Critical Analysis of Implementation Challenges

The partnership’s ambitious vision faces several significant hurdles that weren’t addressed in the announcement. First, hydrogen fuel cell efficiency remains a concern – current systems typically achieve 40-60% electrical efficiency, meaning substantial energy loss occurs during conversion. Second, the scalability of Eclipse’s bioconversion process is unproven. While field trials may show technical feasibility, scaling from demonstration projects to reliable, continuous hydrogen production capable of powering data centers represents a massive leap. Third, the economics are questionable – hydrogen production, storage, and fuel cell systems remain expensive compared to traditional power sources, even when accounting for grid connection costs in remote locations. The partnership will need to demonstrate not just technical viability but economic competitiveness to achieve widespread adoption.

Industry Implications and Competitive Landscape

This partnership enters a crowded but nascent market for alternative energy in data centers. Major cloud providers like Amazon, Google, and Microsoft are investing heavily in renewable energy and exploring hydrogen applications, but primarily for backup power rather than primary energy sources. What makes Armada’s approach distinctive is targeting the edge computing market specifically, where power constraints are more acute and the value proposition for energy independence is stronger. However, they’ll face competition from companies developing other off-grid solutions, including advanced battery systems, small modular reactors, and hybrid renewable systems. The success of this partnership could influence whether hydrogen becomes a viable option for distributed computing infrastructure or remains confined to niche applications.
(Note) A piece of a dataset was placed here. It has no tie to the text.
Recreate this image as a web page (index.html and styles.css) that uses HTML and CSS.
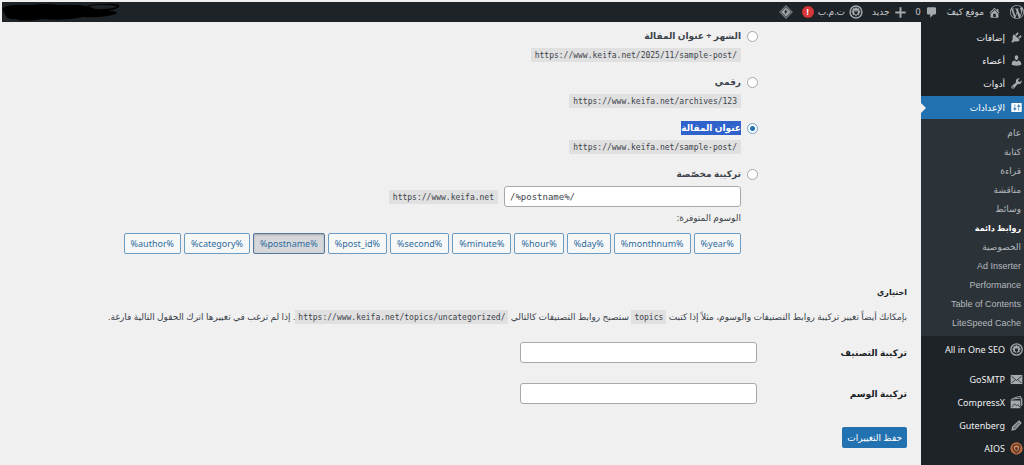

Realistic Outlook and Market Position

While the partnership shows promise for specific use cases like offshore oil rigs and military applications where Armada has existing deployments, broader commercial adoption faces significant headwinds. The technology stack – from hydrogen production to power conversion – needs to mature considerably before becoming cost-competitive with traditional grid power or even diesel generators in many edge scenarios. The involvement of Microsoft’s venture arm suggests strategic interest in solving edge computing’s power challenges, but this is likely a long-term bet rather than an immediate solution. The partnership’s success will depend on demonstrating reliable, cost-effective performance in real-world deployments over the next 2-3 years, particularly as competing technologies continue to advance. For now, this represents an interesting experiment in sustainable edge infrastructure rather than an imminent industry transformation.